In recent years, much of the discussion about baseball’s on-field future has revolved around the league’s strikeout rate and home run rate. The former is on an inexorable incline that’s threatening to send singles to the endangered list. The latter sustained a sudden, mysterious leap at the 2015 All-Star break that held up through last season, producing the highest home-runs-on-contact rate (HR/(AB-K)) of all time. After a winter-long wait for fresh data, this spring could be the bellwether that tells us where strikeouts and homers are headed next.

Spring strikeout percentage has an extremely strong relationship with regular-season strikeout percentage, boasting a .98 correlation from 2006–16, the years for which spring stats are available via MLB.com. (A correlation of 1 would indicate a perfect positive relationship in which the two stats move in tandem.) And despite some tenuous signs that the called strike zone’s dimensions could be contracting this spring after its years-long expansion stalled last season, the strikeout rate still seems to be rising. This year’s 20.2 percent — an increase of 0.8 percentage points relative to last March — is the highest spring mark in our 12-season sample. Baseball’s lack of contact is, unsurprisingly, still growing more acute.

Over the last 11 campaigns, the regular-season strikeout rate has been 1.4 percentage points higher than the spring rate on average, maybe because the pitchers catch up to the hitters as the season wears on. If we add that typical margin to this spring’s rate, we get an expected regular-season figure of 21.7 percent, which would yield about 1,000 more strikeouts than we saw last season. That result could only strengthen commissioner Rob Manfred’s desire to formally raise the strike zone’s lower bound from beneath the kneecap to the top of the kneecap in 2018. (As that use of anatomy indicates, the strike zone is super precise.)

With fewer balls put in play every season, the record home run rate is the only thing keeping offense afloat. Although those extra home runs could have come from a combination of factors, the research Rob Arthur and I conducted last year led us to believe that a change in the ball was the likeliest culprit. In our estimation, none of the other explanations proposed — PEDs, swing changes, an influx of young power hitters, and many more — seemed sufficient to produce such a dramatic effect in a way that was consistent with the timeline, which involved an almost instantaneous mid-season change. And if the home run rate can skyrocket without warning, then in theory it could crater, too. (Remember the rabbit ball?)
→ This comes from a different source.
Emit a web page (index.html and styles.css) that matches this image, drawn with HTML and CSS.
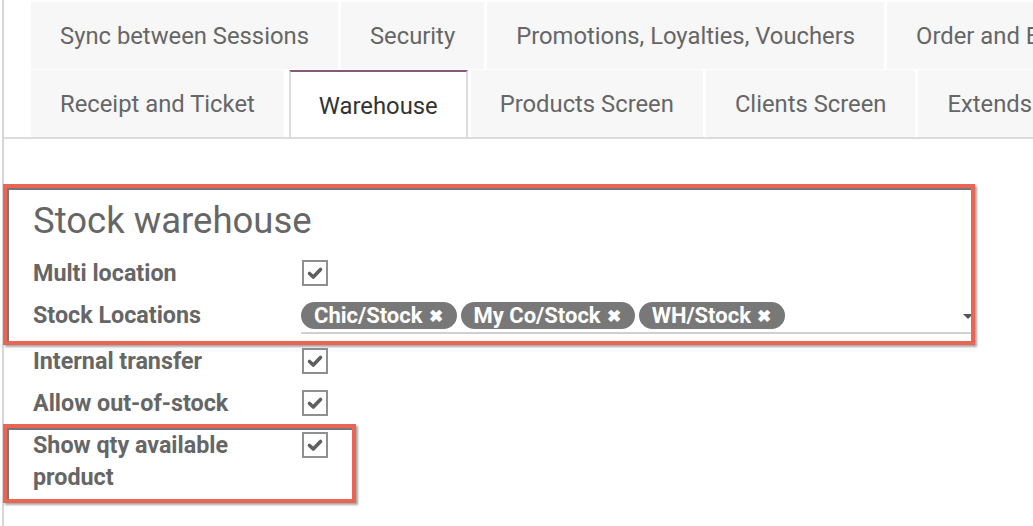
FILE: index.html
```html
<!DOCTYPE html>
<html>
<head>
<meta charset="utf-8">
<link rel="stylesheet" href="styles.css">
</head>
<body>
<div class="sheet">
  <div class="tabs">
    <div class="tab-row">
      <div class="tab">Sync between Sessions</div>
      <div class="tab">Security</div>
      <div class="tab">Promotions, Loyalties, Vouchers</div>
      <div class="tab">Order and Booking</div>
    </div>
    <div class="tab-row">
      <div class="tab">Receipt and Ticket</div>
      <div class="tab active">Warehouse</div>
      <div class="tab">Products Screen</div>
      <div class="tab">Clients Screen</div>
      <div class="tab">Extends</div>
    </div>
  </div>

  <div class="form">
    <h2 class="group-title">Stock warehouse</h2>
    <div class="row">
      <div class="label">Multi location</div>
      <div class="field"><span class="check"><svg viewBox="0 0 20 20" width="20" height="20"><path d="M4.5 10.5 L8.3 14 L15.5 6.5" fill="none" stroke="#5f5f5f" stroke-width="3.6" stroke-linecap="round" stroke-linejoin="round"/></svg></span></div>
    </div>
    <div class="row row-tags">
      <div class="label">Stock Locations</div>
      <div class="field many2many">
        <span class="tag">Chic/Stock <span class="x">✖</span></span>
        <span class="tag">My Co/Stock <span class="x">✖</span></span>
        <span class="tag">WH/Stock <span class="x">✖</span></span>
        <span class="caret"></span>
      </div>
    </div>
    <div class="row">
      <div class="label">Internal transfer</div>
      <div class="field"><span class="check"><svg viewBox="0 0 20 20" width="20" height="20"><path d="M4.5 10.5 L8.3 14 L15.5 6.5" fill="none" stroke="#5f5f5f" stroke-width="3.6" stroke-linecap="round" stroke-linejoin="round"/></svg></span></div>
    </div>
    <div class="row">
      <div class="label">Allow out-of-stock</div>
      <div class="field"><span class="check"><svg viewBox="0 0 20 20" width="20" height="20"><path d="M4.5 10.5 L8.3 14 L15.5 6.5" fill="none" stroke="#5f5f5f" stroke-width="3.6" stroke-linecap="round" stroke-linejoin="round"/></svg></span></div>
    </div>
    <div class="row">
      <div class="label wrap">Show qty available product</div>
      <div class="field"><span class="check"><svg viewBox="0 0 20 20" width="20" height="20"><path d="M4.5 10.5 L8.3 14 L15.5 6.5" fill="none" stroke="#5f5f5f" stroke-width="3.6" stroke-linecap="round" stroke-linejoin="round"/></svg></span></div>
    </div>
  </div>

  <div class="mark mark-1"></div>
  <div class="mark mark-2"></div>
</div>
</body>
</html>
```

FILE: styles.css
```css
html, body {
  margin: 0;
  padding: 0;
  background: #fff;
  overflow: hidden;
}
body {
  font-family: Roboto, "Liberation Sans", sans-serif;
  width: 1033px;
  height: 526px;
}
.sheet {
  position: relative;
  margin-left: 2px;
  border-left: 2px solid #d6d6d6;
  height: 526px;
}
.tabs {
  padding-top: 2px;
  border-bottom: 2px solid #dcdcdc;
  padding-left: 27px;
  overflow: hidden;
}
.tab-row {
  display: flex;
  gap: 3px;
  white-space: nowrap;
}
.tab-row + .tab-row {
  margin-top: 1px;
}
.tab {
  flex: none;
  height: 67px;
  line-height: 69px;
  padding: 0 29px;
  background: #f7f7f7;
  color: #666;
  font-size: 23.8px;
}
.tab.active {
  background: #fff;
  color: #333;
  border-top: 2px solid #875a7b;
  border-left: 2px solid #dcdcdc;
  border-right: 2px solid #dcdcdc;
  padding: 0 28px;
  height: 67px;
  line-height: 69px;
  margin-left: 2px;
  margin-bottom: -2px;
  position: relative;
}
.form {
  padding: 62px 0 0 29px;
  width: 940px;
}
.group-title {
  margin: 0 0 16px 0;
  font-weight: 400;
  font-size: 36.5px;
  line-height: 40px;
  color: #666;
}
.row {
  display: flex;
  align-items: flex-start;
  min-height: 42px;
}
.label {
  width: 268px;
  flex: none;
  font-weight: 700;
  font-size: 23.3px;
  line-height: 32px;
  color: #666;
}
.label.wrap {
  width: 230px;
  margin-right: 38px;
}
.field {
  flex: 1;
  padding-top: 3px;
}
.check {
  display: inline-flex;
  align-items: center;
  justify-content: center;
  width: 22px;
  height: 22px;
  border: 2px solid #8f8f8f;
  margin-left: 1px;
}
.row-tags {
  min-height: 46px;
}
.many2many {
  display: flex;
  align-items: center;
  gap: 4px;
  border-bottom: 2px solid #d0d0d0;
  height: 27px;
  padding-top: 3px;
  padding-bottom: 3px;
  position: relative;
}
.tag {
  display: inline-flex;
  align-items: center;
  height: 27px;
  padding: 0 14px 0 13px;
  border-radius: 14px;
  background: #787878;
  color: #fff;
  font-weight: 700;
  font-size: 22px;
  white-space: nowrap;
}
.tag .x {
  font-size: 17px;
  margin-left: 6px;
}
.caret {
  position: absolute;
  right: 0;
  top: 15px;
  width: 0;
  height: 0;
  border-left: 5px solid transparent;
  border-right: 5px solid transparent;
  border-top: 5px solid #555;
}
.mark {
  position: absolute;
  border: 4px solid #ea6553;
  box-shadow: inset 2px 2px 0 #777, 2px 2px 2px rgba(0,0,0,0.35);
  pointer-events: none;
}
.mark-1 {
  left: -1px;
  top: 184px;
  width: 964px;
  height: 153px;
}
.mark-2 {
  left: -1px;
  top: 424px;
  width: 345px;
  height: 71px;
}
```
Over the last decade, the relationship between spring and regular-season home run rate on contact has been weaker than that of spring and regular-season strikeout rate, but still strong overall (.73 correlation). Last spring’s rate was the highest on record, and sure enough, it augured a record-setting regular season. As Opening Day approaches, this spring’s rate has reached another new high, which suggests that whatever’s happened with homers since the second half of 2015 hasn’t run its course yet.

Here we have a caveat to include: This was a World Baseball Championship year. And while previous WBC years don’t seem to have skewed spring strikeout rates, there’s some evidence that they have had a home run effect. Prior to last spring, the three highest HR/contact rates in the spring sample came during WBC years: 2006, 2009, and 2013. That might mean that this spring’s higher-than-ever HR/contact rate is artificially inflated, but with only three earlier WBC data points to draw on, it’s tough to say for sure. Given all of the chatter about batters employing uppercuts and aiming for flies this year, it might be worth noting that the ratio of ground outs to air outs is down only infinitesimally from 1.27 last March to 1.25 now, which isn’t low compared with some previous springs.

We’re inching ever closer to a point where the "Three True Outcomes" crowd out contact to an uncomfortable degree. Baseball has never been blessed with so many charismatic and preternaturally talented young hitters, or so few chances for them to make plays in the field and fly around the bases. Thus far this spring, the rise in strikeouts seems to be outweighing the rise in home runs: Compared with last year at this time, OPS is down 13 points, and scoring — which has also tended to move in the same direction as the regular-season rate (correlation of .66) — is down .09 runs per game. If this spring is a preview of the rest of 2017, expect recent trends to continue: Whiffs will become increasingly common, balls in play will become increasingly scarce, and a sky-high home run rate will prop up run totals enough to prevent any panic. Just don’t expect Manfred to sit quietly while the water starts to boil.